[Exercise requirements]
Restate all the material verbatim, except for the pictures.

══════════════════════════════

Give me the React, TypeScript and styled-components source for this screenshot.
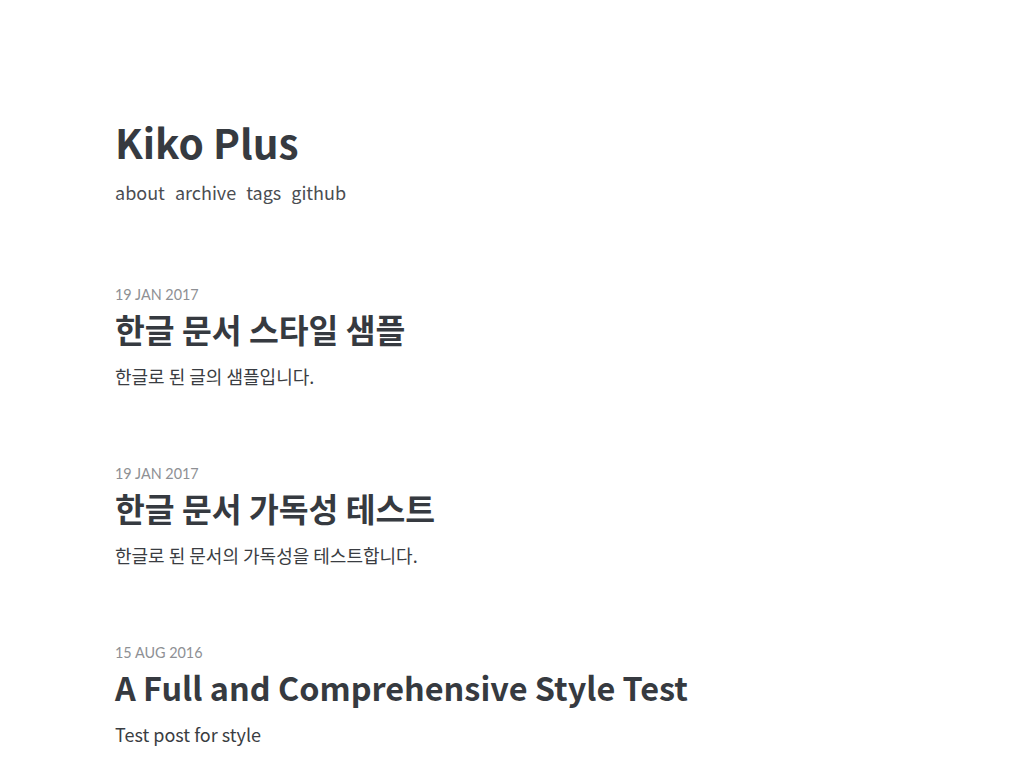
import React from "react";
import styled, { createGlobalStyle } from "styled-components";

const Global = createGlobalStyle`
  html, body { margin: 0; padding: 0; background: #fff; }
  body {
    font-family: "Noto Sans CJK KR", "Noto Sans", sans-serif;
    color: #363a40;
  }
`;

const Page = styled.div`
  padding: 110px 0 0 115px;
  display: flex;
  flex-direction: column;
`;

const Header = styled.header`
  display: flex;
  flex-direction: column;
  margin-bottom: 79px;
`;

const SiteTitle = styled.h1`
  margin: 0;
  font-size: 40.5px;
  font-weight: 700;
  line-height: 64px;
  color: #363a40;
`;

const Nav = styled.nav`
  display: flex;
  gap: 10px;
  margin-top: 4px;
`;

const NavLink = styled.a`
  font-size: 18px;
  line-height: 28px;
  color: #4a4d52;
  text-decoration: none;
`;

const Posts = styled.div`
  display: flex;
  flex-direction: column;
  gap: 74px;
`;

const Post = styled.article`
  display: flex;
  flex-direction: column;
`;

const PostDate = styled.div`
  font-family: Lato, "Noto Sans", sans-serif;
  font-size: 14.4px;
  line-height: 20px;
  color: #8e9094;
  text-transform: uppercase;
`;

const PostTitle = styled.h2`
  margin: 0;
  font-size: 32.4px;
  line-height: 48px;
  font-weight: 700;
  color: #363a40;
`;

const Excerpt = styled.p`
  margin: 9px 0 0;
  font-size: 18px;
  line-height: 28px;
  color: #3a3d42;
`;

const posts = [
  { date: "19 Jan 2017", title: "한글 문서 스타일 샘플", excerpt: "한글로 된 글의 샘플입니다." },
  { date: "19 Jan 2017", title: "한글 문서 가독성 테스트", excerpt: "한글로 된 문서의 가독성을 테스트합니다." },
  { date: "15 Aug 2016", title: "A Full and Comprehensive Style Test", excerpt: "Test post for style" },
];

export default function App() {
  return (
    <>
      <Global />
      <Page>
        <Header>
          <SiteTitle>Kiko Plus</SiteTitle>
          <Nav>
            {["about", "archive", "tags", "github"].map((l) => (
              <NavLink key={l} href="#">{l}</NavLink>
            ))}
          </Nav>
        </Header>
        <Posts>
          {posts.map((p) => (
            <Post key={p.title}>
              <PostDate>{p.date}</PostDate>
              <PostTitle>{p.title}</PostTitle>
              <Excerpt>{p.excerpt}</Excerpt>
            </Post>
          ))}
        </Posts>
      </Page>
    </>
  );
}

══════════════════════════════

[Output]
Give me the React, TypeScript and styled-components source for this screenshot.
import React from "react";
import styled, { createGlobalStyle } from "styled-components";

const Global = createGlobalStyle`
  html, body { margin: 0; padding: 0; background: #fff; }
  body {
    font-family: "Noto Sans CJK KR", "Noto Sans", sans-serif;
    color: #363a40;
  }
`;

const Page = styled.div`
  padding: 110px 0 0 115px;
  display: flex;
  flex-direction: column;
`;

const Header = styled.header`
  display: flex;
  flex-direction: column;
  margin-bottom: 79px;
`;

const SiteTitle = styled.h1`
  margin: 0;
  font-size: 40.5px;
  font-weight: 700;
  line-height: 64px;
  color: #363a40;
`;

const Nav = styled.nav`
  display: flex;
  gap: 10px;
  margin-top: 4px;
`;

const NavLink = styled.a`
  font-size: 18px;
  line-height: 28px;
  color: #4a4d52;
  text-decoration: none;
`;

const Posts = styled.div`
  display: flex;
  flex-direction: column;
  gap: 74px;
`;

const Post = styled.article`
  display: flex;
  flex-direction: column;
`;

const PostDate = styled.div`
  font-family: Lato, "Noto Sans", sans-serif;
  font-size: 14.4px;
  line-height: 20px;
  color: #8e9094;
  text-transform: uppercase;
`;

const PostTitle = styled.h2`
  margin: 0;
  font-size: 32.4px;
  line-height: 48px;
  font-weight: 700;
  color: #363a40;
`;

const Excerpt = styled.p`
  margin: 9px 0 0;
  font-size: 18px;
  line-height: 28px;
  color: #3a3d42;
`;

const posts = [
  { date: "19 Jan 2017", title: "한글 문서 스타일 샘플", excerpt: "한글로 된 글의 샘플입니다." },
  { date: "19 Jan 2017", title: "한글 문서 가독성 테스트", excerpt: "한글로 된 문서의 가독성을 테스트합니다." },
  { date: "15 Aug 2016", title: "A Full and Comprehensive Style Test", excerpt: "Test post for style" },
];

export default function App() {
  return (
    <>
      <Global />
      <Page>
        <Header>
          <SiteTitle>Kiko Plus</SiteTitle>
          <Nav>
            {["about", "archive", "tags", "github"].map((l) => (
              <NavLink key={l} href="#">{l}</NavLink>
            ))}
          </Nav>
        </Header>
        <Posts>
          {posts.map((p) => (
            <Post key={p.title}>
              <PostDate>{p.date}</PostDate>
              <PostTitle>{p.title}</PostTitle>
              <Excerpt>{p.excerpt}</Excerpt>
            </Post>
          ))}
        </Posts>
      </Page>
    </>
  );
}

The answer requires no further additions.